Initially, seven of the P class locomotives were deployed in Otago, with the remaining three based in Auckland, and in 1899, the Auckland fleet expanded to four when one was transferred north from Otago. The locomotives started their lives with wooden cabs in a Gothic style, but they were later replaced with steel cabs.

== In service ==
The P class locomotives were designed primarily for pulling freight trains. However, they were also capable of working passenger trains as required, and photographs exist of the engines occasionally pulling special excursion trains. Some changes were found necessary to obtain the best performance from them; the smokeboxes were extended, and the original Belpaire-type boilers were replaced with a new type to an NZR design.

The passenger equivalent of the P class was the V class 2-6-2 tender locomotives, which were designed primarily for express passenger work. The locomotives had boilers of similar dimensions but were not interchangeable, as well as a shared design of tender. The later P class steel cab was also adapted for use on the V class.
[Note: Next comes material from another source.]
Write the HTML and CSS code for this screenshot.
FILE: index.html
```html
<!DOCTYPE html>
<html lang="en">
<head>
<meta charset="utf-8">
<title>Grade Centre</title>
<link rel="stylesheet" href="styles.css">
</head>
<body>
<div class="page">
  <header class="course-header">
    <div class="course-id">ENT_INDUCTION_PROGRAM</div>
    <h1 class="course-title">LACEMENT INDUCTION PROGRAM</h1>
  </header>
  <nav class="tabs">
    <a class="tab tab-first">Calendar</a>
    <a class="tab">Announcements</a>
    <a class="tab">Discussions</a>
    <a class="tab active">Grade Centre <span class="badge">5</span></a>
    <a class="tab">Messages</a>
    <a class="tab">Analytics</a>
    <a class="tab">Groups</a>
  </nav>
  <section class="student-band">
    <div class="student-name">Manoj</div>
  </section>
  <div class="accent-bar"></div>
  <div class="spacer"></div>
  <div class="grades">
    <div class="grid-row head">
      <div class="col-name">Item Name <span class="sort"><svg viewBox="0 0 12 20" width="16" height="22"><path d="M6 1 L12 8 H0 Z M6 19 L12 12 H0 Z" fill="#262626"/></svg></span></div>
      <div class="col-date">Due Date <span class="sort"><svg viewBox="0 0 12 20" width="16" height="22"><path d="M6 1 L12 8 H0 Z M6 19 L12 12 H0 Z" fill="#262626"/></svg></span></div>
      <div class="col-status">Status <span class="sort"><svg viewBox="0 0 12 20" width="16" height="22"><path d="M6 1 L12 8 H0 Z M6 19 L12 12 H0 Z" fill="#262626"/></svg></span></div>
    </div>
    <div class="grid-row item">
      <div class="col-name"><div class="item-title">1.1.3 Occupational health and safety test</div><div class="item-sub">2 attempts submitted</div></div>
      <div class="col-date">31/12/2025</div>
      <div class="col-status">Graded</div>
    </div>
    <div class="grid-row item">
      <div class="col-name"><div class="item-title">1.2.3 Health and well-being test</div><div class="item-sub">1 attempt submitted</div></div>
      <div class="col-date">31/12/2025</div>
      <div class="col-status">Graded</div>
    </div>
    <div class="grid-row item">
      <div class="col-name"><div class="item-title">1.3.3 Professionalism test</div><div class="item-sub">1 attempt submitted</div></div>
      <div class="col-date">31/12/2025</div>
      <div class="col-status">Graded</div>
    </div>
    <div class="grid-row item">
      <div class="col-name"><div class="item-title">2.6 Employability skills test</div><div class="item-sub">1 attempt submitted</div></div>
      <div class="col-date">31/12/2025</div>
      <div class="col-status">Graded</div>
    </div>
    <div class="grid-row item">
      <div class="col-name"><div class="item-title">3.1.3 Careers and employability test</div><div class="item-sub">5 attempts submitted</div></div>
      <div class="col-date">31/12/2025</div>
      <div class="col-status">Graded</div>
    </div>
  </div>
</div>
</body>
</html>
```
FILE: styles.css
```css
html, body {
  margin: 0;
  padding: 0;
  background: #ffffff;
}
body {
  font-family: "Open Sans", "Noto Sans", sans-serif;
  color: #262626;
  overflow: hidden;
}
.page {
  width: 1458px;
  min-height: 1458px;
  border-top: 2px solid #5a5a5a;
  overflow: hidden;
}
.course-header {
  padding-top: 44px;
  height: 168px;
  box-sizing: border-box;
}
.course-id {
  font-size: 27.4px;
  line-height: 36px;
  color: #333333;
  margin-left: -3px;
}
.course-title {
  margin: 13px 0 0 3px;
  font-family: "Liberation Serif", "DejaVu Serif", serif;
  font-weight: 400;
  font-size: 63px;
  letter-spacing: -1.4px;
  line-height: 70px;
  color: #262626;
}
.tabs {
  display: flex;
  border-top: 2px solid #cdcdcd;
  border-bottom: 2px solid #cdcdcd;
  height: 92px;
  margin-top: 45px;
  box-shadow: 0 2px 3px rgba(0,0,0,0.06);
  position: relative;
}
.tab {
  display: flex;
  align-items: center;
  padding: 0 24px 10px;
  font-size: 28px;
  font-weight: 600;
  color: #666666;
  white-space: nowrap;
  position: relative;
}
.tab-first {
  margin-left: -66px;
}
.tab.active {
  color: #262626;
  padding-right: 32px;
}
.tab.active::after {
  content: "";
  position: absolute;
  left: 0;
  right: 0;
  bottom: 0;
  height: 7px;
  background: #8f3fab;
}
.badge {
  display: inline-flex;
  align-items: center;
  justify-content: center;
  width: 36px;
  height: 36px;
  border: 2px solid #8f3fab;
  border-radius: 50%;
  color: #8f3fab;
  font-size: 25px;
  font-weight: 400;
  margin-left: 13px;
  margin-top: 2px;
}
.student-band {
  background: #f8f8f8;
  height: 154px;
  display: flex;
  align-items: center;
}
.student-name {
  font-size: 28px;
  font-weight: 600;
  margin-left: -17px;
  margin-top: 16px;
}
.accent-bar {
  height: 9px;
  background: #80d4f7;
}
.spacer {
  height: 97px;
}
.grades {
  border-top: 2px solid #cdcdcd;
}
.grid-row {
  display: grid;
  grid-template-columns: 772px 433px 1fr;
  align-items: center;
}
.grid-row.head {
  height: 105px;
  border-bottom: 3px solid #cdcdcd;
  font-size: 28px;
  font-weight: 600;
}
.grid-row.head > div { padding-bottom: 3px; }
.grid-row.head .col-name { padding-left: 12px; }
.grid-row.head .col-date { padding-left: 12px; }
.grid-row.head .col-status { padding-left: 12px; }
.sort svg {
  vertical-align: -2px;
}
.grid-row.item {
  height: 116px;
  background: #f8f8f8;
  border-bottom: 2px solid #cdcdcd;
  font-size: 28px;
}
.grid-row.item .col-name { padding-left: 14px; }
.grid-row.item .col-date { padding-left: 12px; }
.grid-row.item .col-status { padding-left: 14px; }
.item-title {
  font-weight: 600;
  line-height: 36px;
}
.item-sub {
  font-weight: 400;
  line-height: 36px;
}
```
By 1926, all four Auckland members of the P class had been withdrawn from service, and the six southern members were retired within the next four years. Multiple members of the class are known to have been dumped in rivers to provide riverbank stability and halt erosion.

== Preservation ==
Four P class locomotives have been rescued for preservation. All were salvaged from locomotive dump sites in Otago and Southland as incomplete hulks.
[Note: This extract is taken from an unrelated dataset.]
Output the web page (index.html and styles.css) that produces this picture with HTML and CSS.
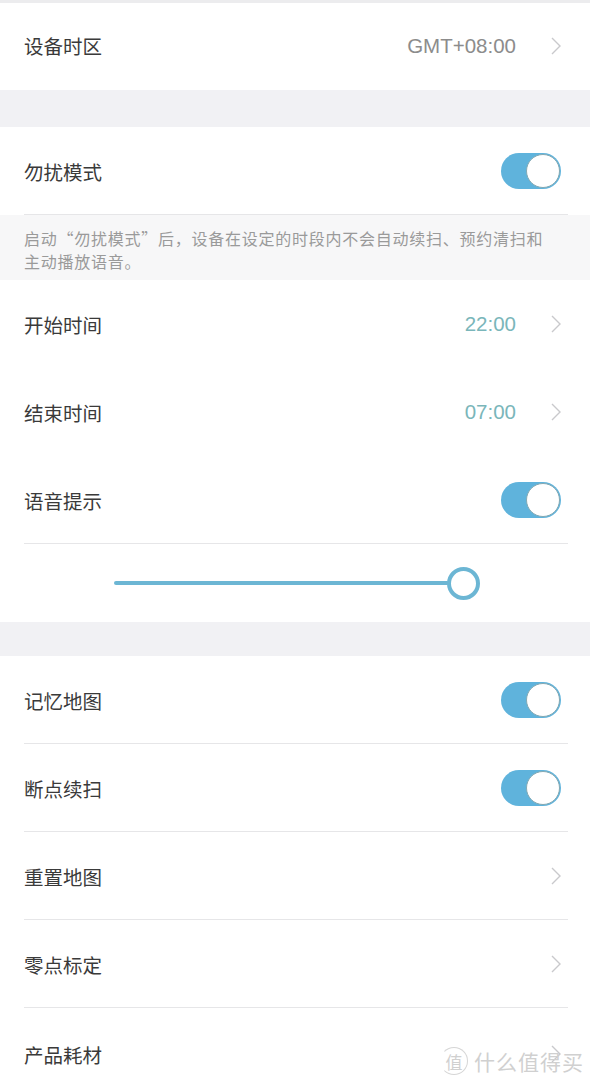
FILE: index.html
```html
<!DOCTYPE html>
<html lang="zh">
<head>
<meta charset="utf-8">
<link rel="stylesheet" href="styles.css">
</head>
<body>
<div class="page">
  <section class="group group-first">
    <div class="row">
      <span class="label">设备时区</span>
      <span class="value gray">GMT+08:00</span>
      <svg class="chev" viewBox="0 0 12 20" width="12" height="20"><path d="M2 2 L10 10 L2 18" fill="none" stroke="#c9c9cc" stroke-width="1.4"/></svg>
    </div>
  </section>

  <section class="group">
    <div class="row divided">
      <span class="label">勿扰模式</span>
      <span class="toggle"><span class="knob"></span></span>
    </div>
    <div class="note">启动“勿扰模式”后，设备在设定的时段内不会自动续扫、预约清扫和<br>主动播放语音。</div>
    <div class="row">
      <span class="label">开始时间</span>
      <span class="value teal">22:00</span>
      <svg class="chev" viewBox="0 0 12 20" width="12" height="20"><path d="M2 2 L10 10 L2 18" fill="none" stroke="#c9c9cc" stroke-width="1.4"/></svg>
    </div>
    <div class="row">
      <span class="label">结束时间</span>
      <span class="value teal">07:00</span>
      <svg class="chev" viewBox="0 0 12 20" width="12" height="20"><path d="M2 2 L10 10 L2 18" fill="none" stroke="#c9c9cc" stroke-width="1.4"/></svg>
    </div>
    <div class="row divided">
      <span class="label">语音提示</span>
      <span class="toggle"><span class="knob"></span></span>
    </div>
    <div class="slider-wrap">
      <div class="slider">
        <span class="track"></span>
        <span class="thumb"></span>
      </div>
    </div>
  </section>

  <section class="group">
    <div class="row divided">
      <span class="label">记忆地图</span>
      <span class="toggle"><span class="knob"></span></span>
    </div>
    <div class="row divided">
      <span class="label">断点续扫</span>
      <span class="toggle"><span class="knob"></span></span>
    </div>
    <div class="row divided">
      <span class="label">重置地图</span>
      <svg class="chev" viewBox="0 0 12 20" width="12" height="20"><path d="M2 2 L10 10 L2 18" fill="none" stroke="#c9c9cc" stroke-width="1.4"/></svg>
    </div>
    <div class="row divided">
      <span class="label">零点标定</span>
      <svg class="chev" viewBox="0 0 12 20" width="12" height="20"><path d="M2 2 L10 10 L2 18" fill="none" stroke="#c9c9cc" stroke-width="1.4"/></svg>
    </div>
    <div class="row row-last">
      <span class="label">产品耗材</span>
      <svg class="chev" viewBox="0 0 12 20" width="12" height="20"><path d="M2 2 L10 10 L2 18" fill="none" stroke="#c9c9cc" stroke-width="1.4"/></svg>
    </div>
  </section>

  <div class="watermark"><span class="wm-circle">值</span><span class="wm-text">什么值得买</span></div>
</div>
</body>
</html>
```

FILE: styles.css
```css
* { box-sizing: border-box; }
html, body {
  margin: 0;
  padding: 0;
  background: #f1f1f4;
}
body {
  font-family: "Noto Sans CJK SC", "Noto Sans", sans-serif;
  color: #333;
  width: 590px;
  height: 1080px;
  overflow: hidden;
}
.page {
  position: relative;
  display: flex;
  flex-direction: column;
  height: 1080px;
}
.group {
  background: #fff;
  display: flex;
  flex-direction: column;
}
.group-first {
  border-top: 3px solid #ececee;
  margin-bottom: 37px;
}
.group-first .row {
  height: 87px;
  padding-bottom: 2px;
}
.group + .group { margin-bottom: 34px; }
.group:last-of-type { margin-bottom: 0; }
.row {
  height: 88px;
  display: flex;
  align-items: center;
  padding: 0 28px 0 24px;
  position: relative;
}
.row.divided::after {
  content: "";
  position: absolute;
  left: 24px;
  right: 22px;
  bottom: 0;
  height: 1px;
  background: #e6e6e8;
}
.label {
  font-size: 19.5px;
  color: #3a3a3a;
  flex: 1;
}
.value {
  font-family: "Liberation Sans", Arial, sans-serif;
  font-size: 20.5px;
  margin-right: 34px;
}
.gray { color: #8c8c8c; }
.teal { color: #7ab6ba; }
.chev { display: block; }
.toggle {
  width: 60px;
  height: 36px;
  border-radius: 18px;
  background: #5fb3dc;
  position: relative;
  display: block;
  margin-right: 1px;
}
.knob {
  position: absolute;
  right: 1px;
  top: 1px;
  width: 34px;
  height: 34px;
  border-radius: 50%;
  background: #fff;
  border: 1.5px solid #84a9b3;
}
.note {
  background: #f7f7f8;
  color: #9a9a9a;
  font-size: 16px;
  letter-spacing: 0.75px;
  line-height: 23px;
  padding: 12px 6px 7px 24px;
  height: 65px;
  white-space: nowrap;
}
.slider-wrap {
  height: 78px;
  display: flex;
  align-items: center;
  padding-left: 114px;
}
.slider {
  width: 366px;
  height: 34px;
  display: flex;
  align-items: center;
}
.track {
  flex: 1;
  height: 4.5px;
  border-radius: 3px;
  background: #6cb6d4;
}
.thumb {
  width: 33px;
  height: 33px;
  border-radius: 50%;
  border: 4px solid #6cb6d4;
  background: #fff;
  margin-left: -2px;
}
.row-last { height: 92px; }
.watermark {
  position: absolute;
  right: 6px;
  bottom: 5px;
  display: flex;
  align-items: center;
  gap: 6px;
  color: #d0d0d0;
}
.wm-circle {
  width: 28px;
  height: 28px;
  border-radius: 50%;
  border: 1.5px solid #d6d6d6;
  border-left-color: transparent;
  display: flex;
  align-items: center;
  justify-content: center;
  font-size: 17px;
  line-height: 1;
}
.wm-text {
  font-size: 21px;
  letter-spacing: 1px;
  line-height: 1;
}
```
In 1992, then-Dunedin based group Project Steam salvaged the remains of P 25 and P 107 from Beaumont on the former Roxburgh Branch. Both locomotives were moved to Dunedin for restoration; due to the poor condition of P 107's frame, the locomotive's frame was swapped with that from its sister locomotive. In 2009, the rolling chassis of P 107 was trucked from Dunedin to Springfield for storage at the Midland Rail Heritage Trust's centre, where the restoration will be completed. Both locomotives were dumped with their tenders and other fittings still attached, and so are more complete than other examples of the type.

In 2004, the Ohai Railway Board Heritage Trust salvaged the remains of P 60 and P 133 from the Branxholme locomotive dumpsite on the Wairio Branch. Both were moved to the group's workshop at Wairio where they were placed in outside storage. In 2014, the hulk of P 133 was moved from Wairio to Mosgiel, pending transport to Middlemarch where it will be stored pending the funding needed to restore it to working order. Both of the ORBHT engines were more heavily stripped and are missing many parts; P 60 was also dumped with the boiler of a classmate temporarily bolted on; the boiler later came apart from the frames, resulting in the salvage of the frames only. P 60 later was put on static display in Lumsden there are currently no plans to restore the locomotive.